Let’s go way back to the Week 1 against Seattle. Harbaugh made a comment in his Monday-after-the-game press conference that he couldn’t find any highlights of the 49ers on the sports shows (read: ESPN).
Now the 49ers are called the surprise team of the NFL season. But I would bet a lot of money that Harbaugh and staff are constantly reminding the players that no one respects the team yet. That the carryover from the poor seasons for eight years, the lingering stigma of a so-called failed No.1 draft pick at quarterback, that no one takes this team seriously.

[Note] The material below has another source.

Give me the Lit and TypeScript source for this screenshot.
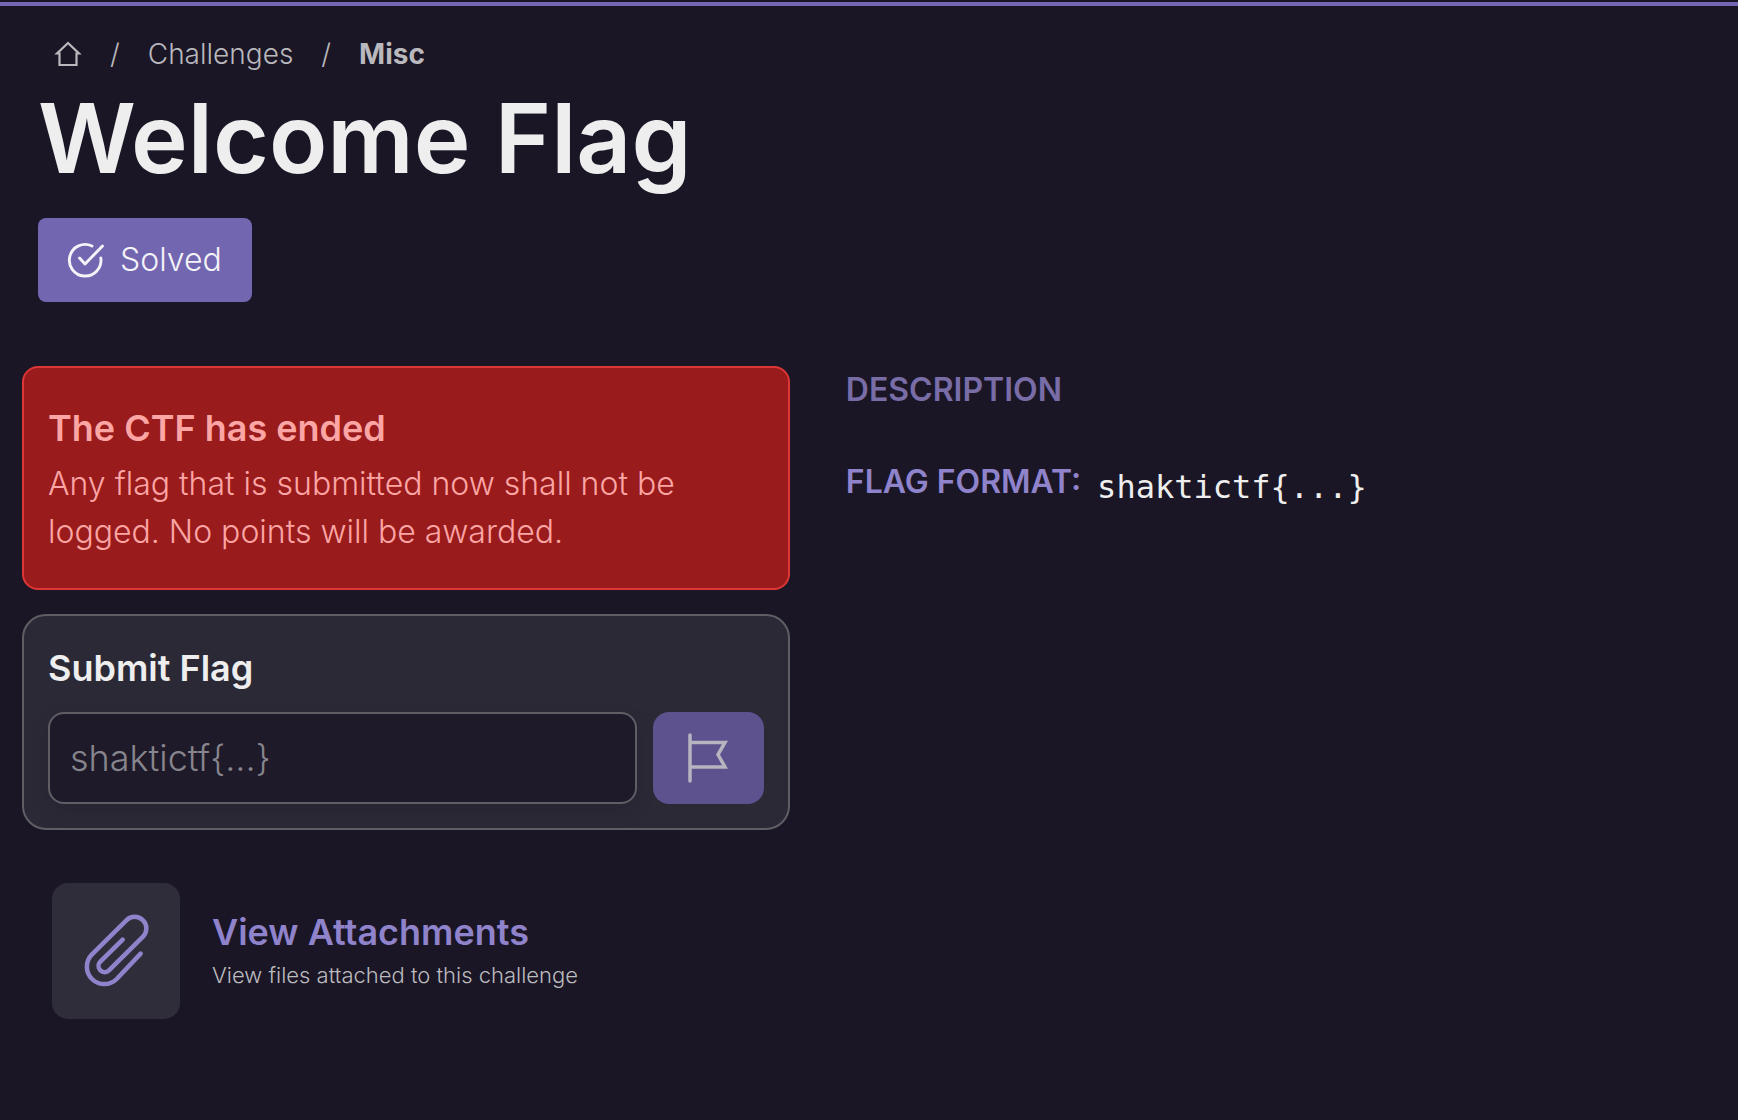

Respect, lack thereof. It’s a great motivating force.
So Harbaugh and staff no doubt are reminding the players that this is their coming-out game. Forget the win over Philadelphia and Detroit; they don’t mean as much as this one because it’s the team with the best record to face the 49ers. (Note that I didn’t say the best team; just the one with the most wins, thanks to some lucky breaks, so far).
Read between the lines of Harbaugh’s answer to the question about this game being so important because of possible playoff implications:
“There’s great significance to this game,” Harbaugh said. “The biggest thing is it’s the next game. That always makes it the most important game.”
No. This one’s a little bigger. Expect the Niners to be peaking with enthusiasm.
Here’s one final stat to chew on.
The Giants are 11th worst in giving up running plays longer than 20 yards. They have given up seven. The Niners are tied for fourth in rushing plays that gain more than 20 yards, with 11.
So, in watching Harbaugh mold this team into the NFL’s equivalent of a slow-moving road-grader team whose passing attack serves not even as a side dish, but more as a spice to the entrée of Frank Gore right, middle and left, I expect this game to be an SF coming-out party of all things run.
The Giants have a record of not stopping it, and the Niners have a team that can do it all game with one of the game’s best inside runners in Frank Gore (21). It’s going to be Harbaugh’s attempt to say that this year’s 49er team is old-school, old-fashioned and definitely not among the passing elite that grabs so much time on ESPN and sports talk shows.
That way, they’ll have to respect the 49ers.